— BEGIN Material —

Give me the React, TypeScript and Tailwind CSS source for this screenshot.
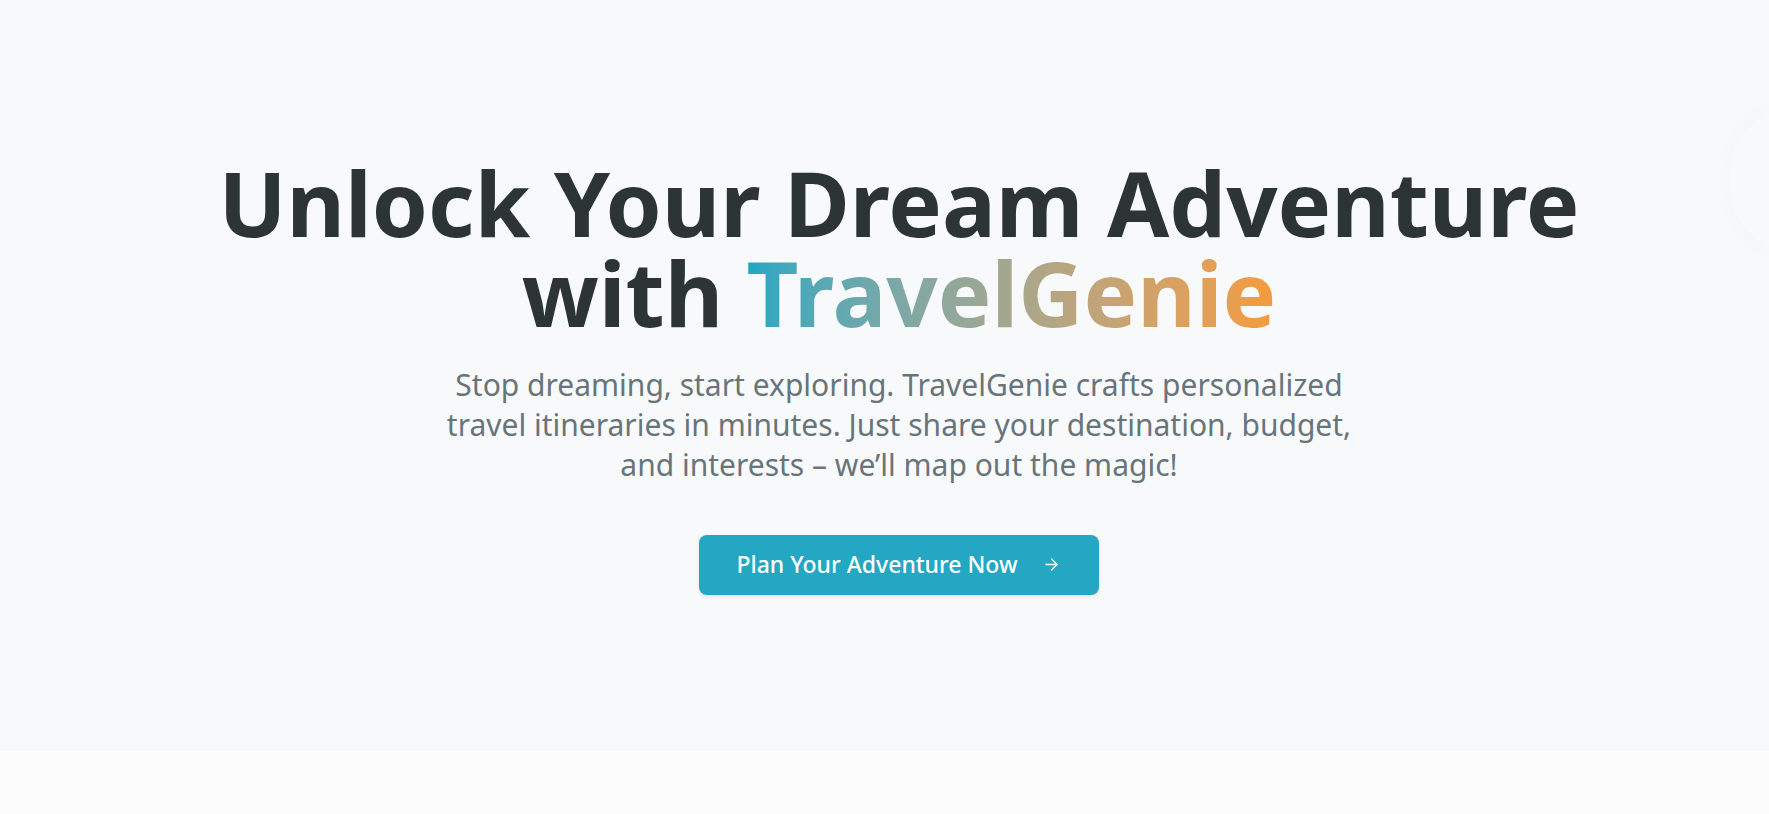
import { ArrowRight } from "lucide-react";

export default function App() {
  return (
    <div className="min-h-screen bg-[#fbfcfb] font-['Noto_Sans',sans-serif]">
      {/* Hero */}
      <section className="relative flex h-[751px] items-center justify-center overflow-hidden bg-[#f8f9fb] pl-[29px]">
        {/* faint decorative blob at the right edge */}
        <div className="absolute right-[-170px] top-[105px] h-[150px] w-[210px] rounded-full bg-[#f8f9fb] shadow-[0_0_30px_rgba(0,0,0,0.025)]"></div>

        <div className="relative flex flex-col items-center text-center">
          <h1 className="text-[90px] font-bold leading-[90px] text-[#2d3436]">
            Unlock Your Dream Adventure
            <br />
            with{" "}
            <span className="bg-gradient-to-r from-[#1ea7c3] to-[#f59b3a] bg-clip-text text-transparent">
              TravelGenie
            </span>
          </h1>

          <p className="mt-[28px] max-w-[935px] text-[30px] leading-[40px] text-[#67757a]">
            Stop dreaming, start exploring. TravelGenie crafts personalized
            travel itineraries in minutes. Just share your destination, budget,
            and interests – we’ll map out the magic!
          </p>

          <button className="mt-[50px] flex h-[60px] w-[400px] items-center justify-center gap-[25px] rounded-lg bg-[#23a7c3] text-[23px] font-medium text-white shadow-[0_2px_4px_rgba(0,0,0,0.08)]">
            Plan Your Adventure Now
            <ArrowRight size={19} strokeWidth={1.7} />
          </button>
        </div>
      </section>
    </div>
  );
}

— END Material —

* Written exercise *
Everything from the first line of the listing above through the line that contains "right-[-170px] top-[105px] h-[150px]" is to be restated word for word, minus the pictures.

* Response to the exercise *
Give me the React, TypeScript and Tailwind CSS source for this screenshot.
import { ArrowRight } from "lucide-react";

export default function App() {
  return (
    <div className="min-h-screen bg-[#fbfcfb] font-['Noto_Sans',sans-serif]">
      {/* Hero */}
      <section className="relative flex h-[751px] items-center justify-center overflow-hidden bg-[#f8f9fb] pl-[29px]">
        {/* faint decorative blob at the right edge */}
        <div className="absolute right-[-170px] top-[105px] h-[150px] w-[210px] rounded-full bg-[#f8f9fb] shadow-[0_0_30px_rgba(0,0,0,0.025)]"></div>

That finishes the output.